2. Menurut Imam Abu Hanifah dan Imam Syafi'i,
bahwa Saddudz Dzari'ah tidak dapat dijadikan sumber hukum, karena sesuatu yang
menurut hukum asalnya mubah, tetap diperlakukan sebagai yang mubah. Dalam
sebuah hadits nabi saw. dikatakan :
دع مايربك الى مالايربك
Artinya :
"Tinggalkan apa yang meragukan bagimu
kepada apa yang tidak meragukan".
A. ISTISHAB
1. Pengertiannya
Secara terminologi Ushul Fiqih, sebagaimana
umumnya istilah-istilah yang digunakan dalam disiplin ilmu ini- ada beberapa
definisi yang disebutkan oleh para ulama Ushul Fiqih, diantaranya adalah
Definisi al-Asnawy (w. 772H) yang menyatakan bahwa “(Istishhab) adalah
penetapan (keberlakukan) hukum terhadap suatu perkara di masa selanjutnya atas
dasar bahwa hukum itu telah berlaku sebelumnya, karena tidak adanya suatu hal
yang mengharuskan terjadinya perubahan (hukum tersebut)”.
Banyak ulama yang menjelaskan bahwa secara
hirarki ijtihad, istishhab termasuk dalil atau pegangan yang
terakhir bagi seorang mujtahid setelah ia tidak menemukan dalil dari al-Qur’an,
al-Sunnah, ijma’ atau qiyas.

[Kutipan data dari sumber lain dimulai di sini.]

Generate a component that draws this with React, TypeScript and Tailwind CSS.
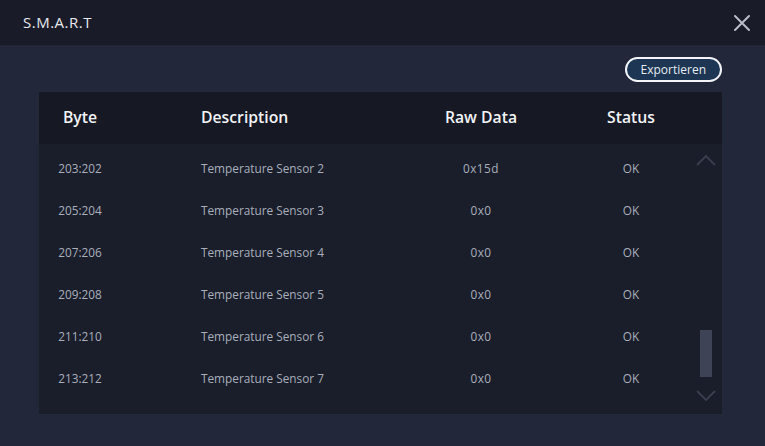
import React from "react";

const rows = [
  ["203:202", "Temperature Sensor 2", "0x15d", "OK"],
  ["205:204", "Temperature Sensor 3", "0x0", "OK"],
  ["207:206", "Temperature Sensor 4", "0x0", "OK"],
  ["209:208", "Temperature Sensor 5", "0x0", "OK"],
  ["211:210", "Temperature Sensor 6", "0x0", "OK"],
  ["213:212", "Temperature Sensor 7", "0x0", "OK"],
];

export default function App() {
  return (
    <div
      className="w-[765px] h-[446px] bg-[#22273a] flex flex-col overflow-hidden"
      style={{ fontFamily: '"Open Sans", "Noto Sans", sans-serif' }}
    >
      <div className="h-[45px] bg-[#191c28] flex items-center justify-between pl-[23px] pr-[14px] shrink-0">
        <span className="text-[15px] text-[#e6e8ee] tracking-[0.5px] leading-none">S.M.A.R.T</span>
        <svg width="18" height="18" viewBox="0 0 18 18" className="text-[#b8bdc8]">
          <path d="M2 2 L16 16 M16 2 L2 16" stroke="currentColor" strokeWidth="2" strokeLinecap="round" />
        </svg>
      </div>
      <div className="flex-1 flex flex-col pl-[39px] pr-[43px] pt-[12px]">
        <div className="flex justify-end">
          <button className="h-[25px] px-[14px] rounded-full border-2 border-[#f2f4f8] bg-[#1c3653] text-[12px] text-[#e8ecf2] leading-none flex items-center">
            Exportieren
          </button>
        </div>
        <div className="mt-[10px] h-[322px] bg-[#1a1e2b] flex flex-col relative">
          <div className="h-[52px] bg-[#161924] flex items-center text-[15.75px] font-semibold text-[#f2f3f6] shrink-0">
            <div className="w-[82px] text-center">Byte</div>
            <div className="w-[250px] pl-[80px]">Description</div>
            <div className="w-[220px] text-center">Raw Data</div>
            <div className="w-[80px] text-center">Status</div>
          </div>
          <div className="pt-[4px] flex flex-col">
            {rows.map((r) => (
              <div key={r[0]} className="h-[42px] flex items-center text-[11.8px] text-[#a9aebb]">
                <div className="w-[82px] text-center">{r[0]}</div>
                <div className="w-[250px] pl-[80px]">{r[1]}</div>
                <div className="w-[220px] text-center tracking-[0.5px]">{r[2]}</div>
                <div className="w-[80px] text-center">{r[3]}</div>
              </div>
            ))}
          </div>
          <div className="absolute right-[6px] top-[62px] bottom-[12px] w-[20px] flex flex-col items-center justify-between">
            <svg width="20" height="12" viewBox="0 0 20 12">
              <path d="M1 11 L10 2 L19 11" stroke="#3a3f50" strokeWidth="1.8" fill="none" />
            </svg>
            <div className="flex-1 flex flex-col justify-end pb-[13px]">
              <div className="w-[12px] h-[47px] bg-[#3e4355]" />
            </div>
            <svg width="20" height="12" viewBox="0 0 20 12">
              <path d="M1 1 L10 10 L19 1" stroke="#3a3f50" strokeWidth="1.8" fill="none" />
            </svg>
          </div>
        </div>
      </div>
    </div>
  );
}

Al-Syaukany misalnya mengutip pandangan seorang
ulama yang mengatakan: “Ia (istishhab) adalah putaran terakhir dalam
berfatwa. Jika seorang mufti ditanya tentang suatu masalah, maka ia harus
mencari hukumnya dalam al-Qur’an, kemudian al-Sunnah, lalu ijma’, kemudian
qiyas. Bila ia tidak menemukan (hukumnya di sana), maka ia pun (boleh)
menetapkan hukumnya dengan ‘menarik pemberlakuan hukum yang lalu di masa
sekarang’ (istishhab al-hal). Jika ia ragu akan tidak berlakunya hukum itu,
maka prinsip asalnya adalah bahwa hukum itu tetap berlaku”.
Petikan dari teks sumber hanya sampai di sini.